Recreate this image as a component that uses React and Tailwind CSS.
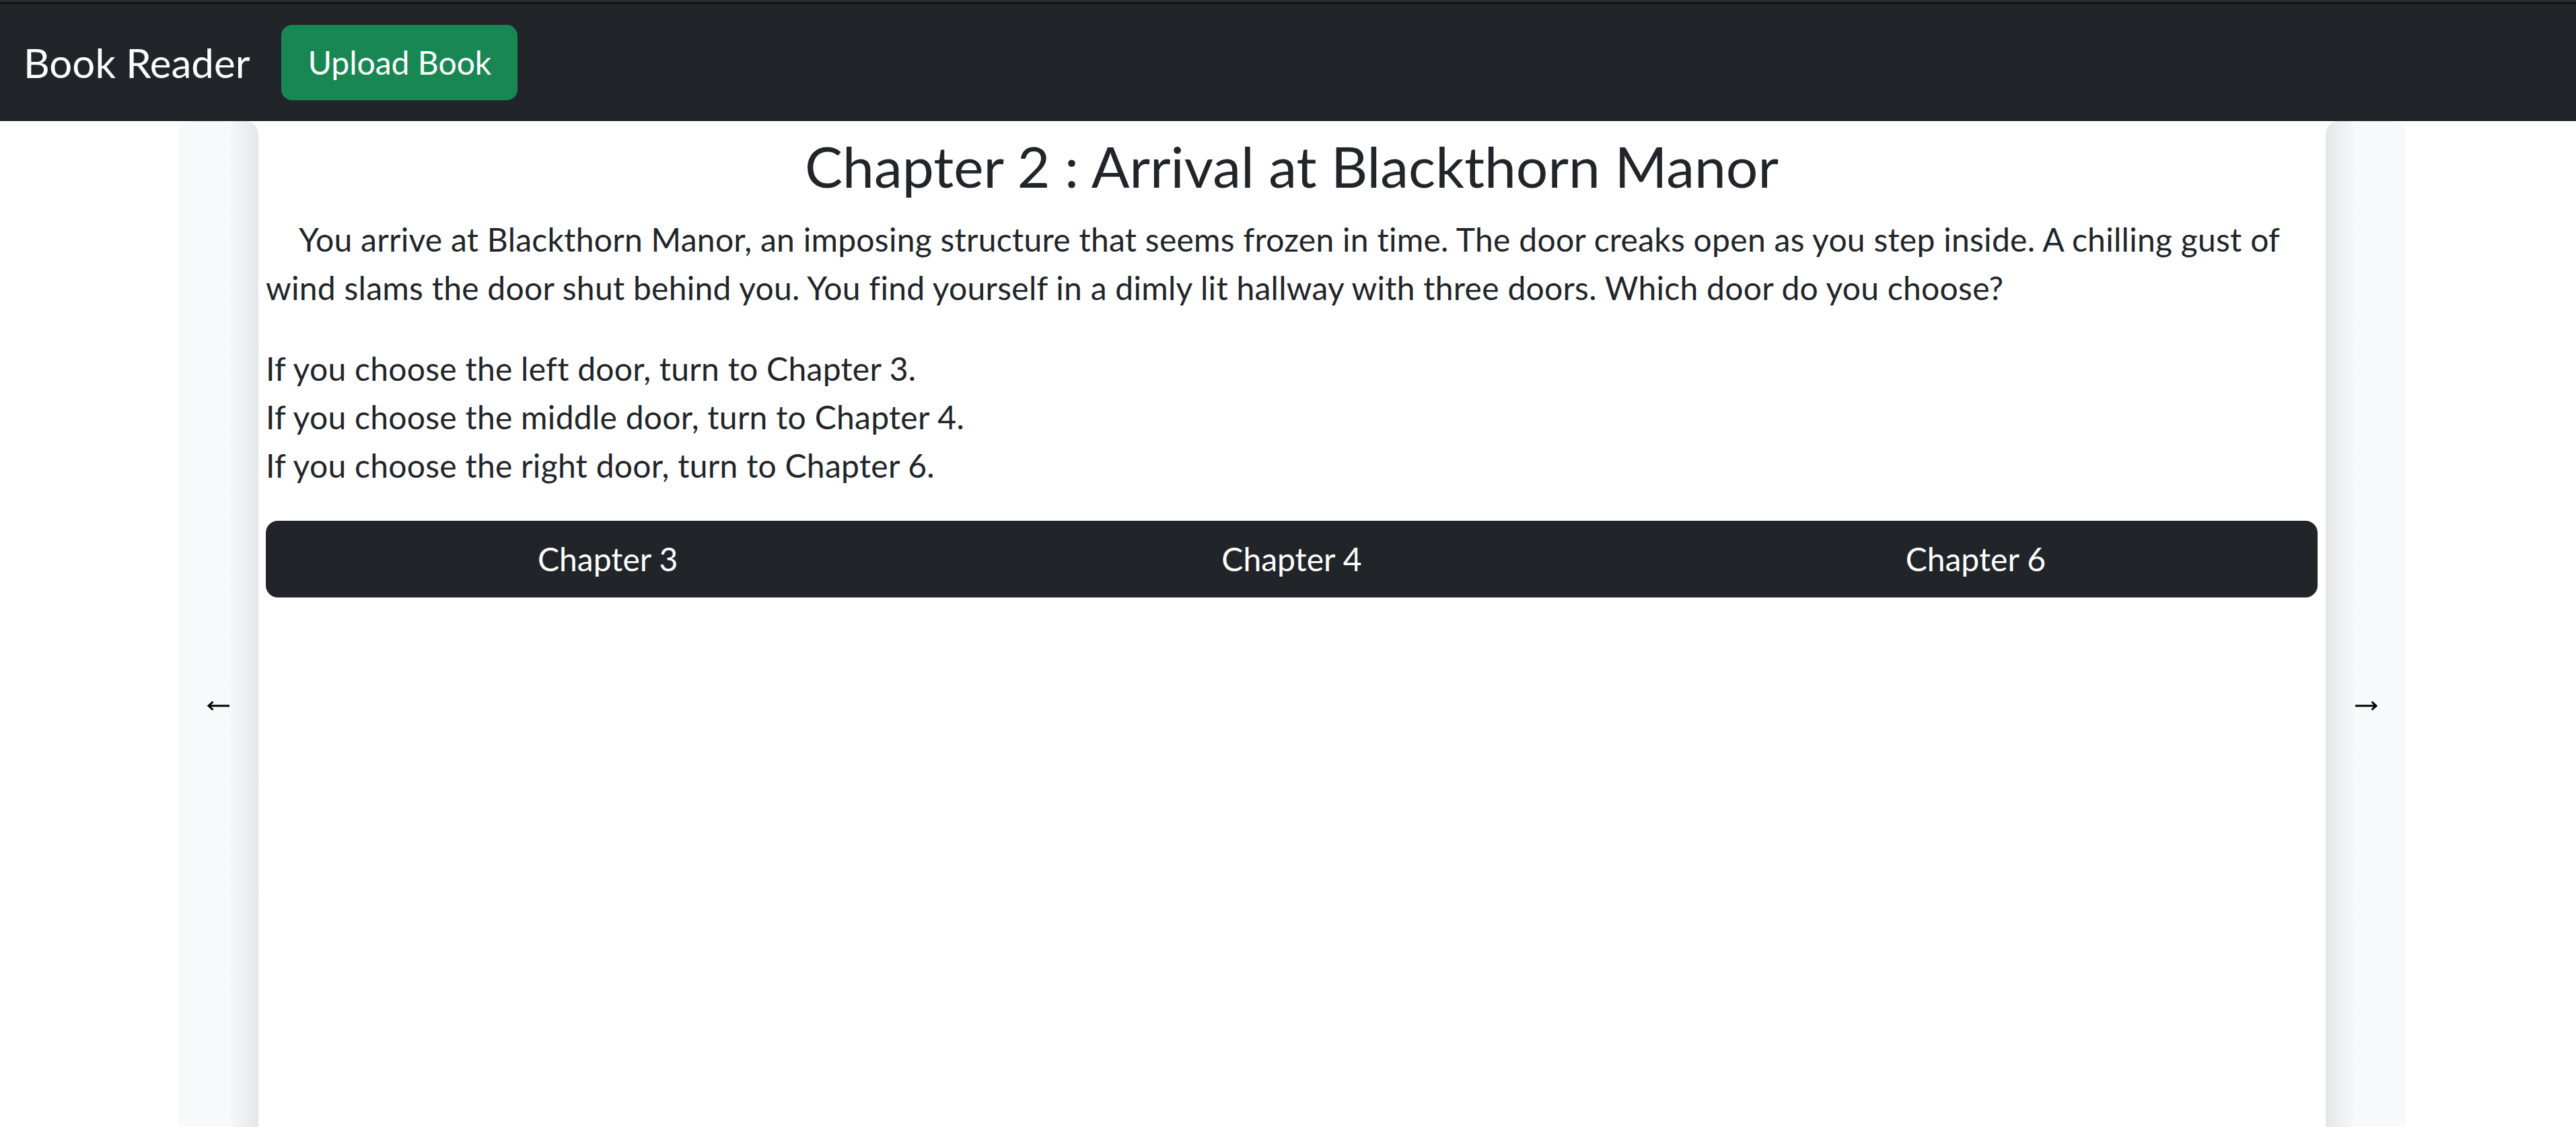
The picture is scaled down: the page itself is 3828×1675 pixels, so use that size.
import React from 'react';

const choices = ['Chapter 3', 'Chapter 4', 'Chapter 6'];

const Arrow = ({ dir }) => (
  <svg width="34" height="16" viewBox="0 0 34 16" fill="none" stroke="#000" strokeWidth="3" aria-label={dir === 'left' ? '←' : '→'}>
    {dir === 'left' ? (
      <>
        <path d="M2 8H33" />
        <path d="M8.5 2L2 8l6.5 6" strokeLinejoin="miter" />
      </>
    ) : (
      <>
        <path d="M1 8H32" />
        <path d="M25.5 2L32 8l-6.5 6" strokeLinejoin="miter" />
      </>
    )}
  </svg>
);

const App = () => {
  return (
    <div className="min-h-screen bg-white font-['Lato','Noto_Sans',sans-serif] text-[#212529]">
      {/* top strip */}
      <div className="h-[3px] bg-[#2d2c31]"></div>
      <div className="h-[3px] bg-[#111214]"></div>

      {/* navbar */}
      <nav className="h-[174px] bg-[#212529] flex items-center pl-[35px]">
        <span className="text-[60px] leading-none text-white mr-[47px]">Book Reader</span>
        <button className="h-[112px] w-[351px] rounded-[16px] bg-[#198754] text-white text-[48px] leading-none">
          Upload Book
        </button>
      </nav>

      {/* reader */}
      <main className="flex ml-[265px] w-[3310px]">
        <button className="w-[119px] h-[1738px] shrink-0 rounded-t-[20px] bg-[linear-gradient(to_right,#f8f9fa_62%,#e5e6e8)] flex items-center justify-center">
          <Arrow dir="left" />
        </button>

        <div className="flex-1 bg-white pl-[11px] pr-[12px] pt-[17px]">
          <h3 className="text-[84px] leading-[1.2] text-center mb-[22px]">
            Chapter 2 : Arrival at Blackthorn Manor
          </h3>
          <p className="text-[48px] leading-[1.5] tracking-[0.27px] indent-[49px] mb-[48px]">
            You arrive at Blackthorn Manor, an imposing structure that seems frozen in time. The door creaks open as you step inside. A chilling gust of wind slams the door shut behind you. You find yourself in a dimly lit hallway with three doors. Which door do you choose?
          </p>
          <p className="text-[48px] leading-[1.5] tracking-[0.27px] mb-[46px]">
            If you choose the left door, turn to Chapter 3.
            <br />
            If you choose the middle door, turn to Chapter 4.
            <br />
            If you choose the right door, turn to Chapter 6.
          </p>
          <div className="flex h-[114px] rounded-[18px] overflow-hidden bg-[#212529]">
            {choices.map(label => (
              <button key={label} className="flex-1 text-white text-[48px] leading-none">
                {label}
              </button>
            ))}
          </div>
        </div>

        <button className="w-[119px] h-[1738px] shrink-0 rounded-t-[20px] bg-[linear-gradient(to_left,#f8f9fa_62%,#e5e6e8)] flex items-center justify-center">
          <Arrow dir="right" />
        </button>
      </main>
    </div>
  );
};

export default App;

■ Set problem ■
Write out again only the lines from the line containing "The picture is" through the line containing "const choices = ['Chapter", both included, exactly as they are.

■ Exercise solution ■
The picture is scaled down: the page itself is 3828×1675 pixels, so use that size.
import React from 'react';

const choices = ['Chapter 3', 'Chapter 4', 'Chapter 6'];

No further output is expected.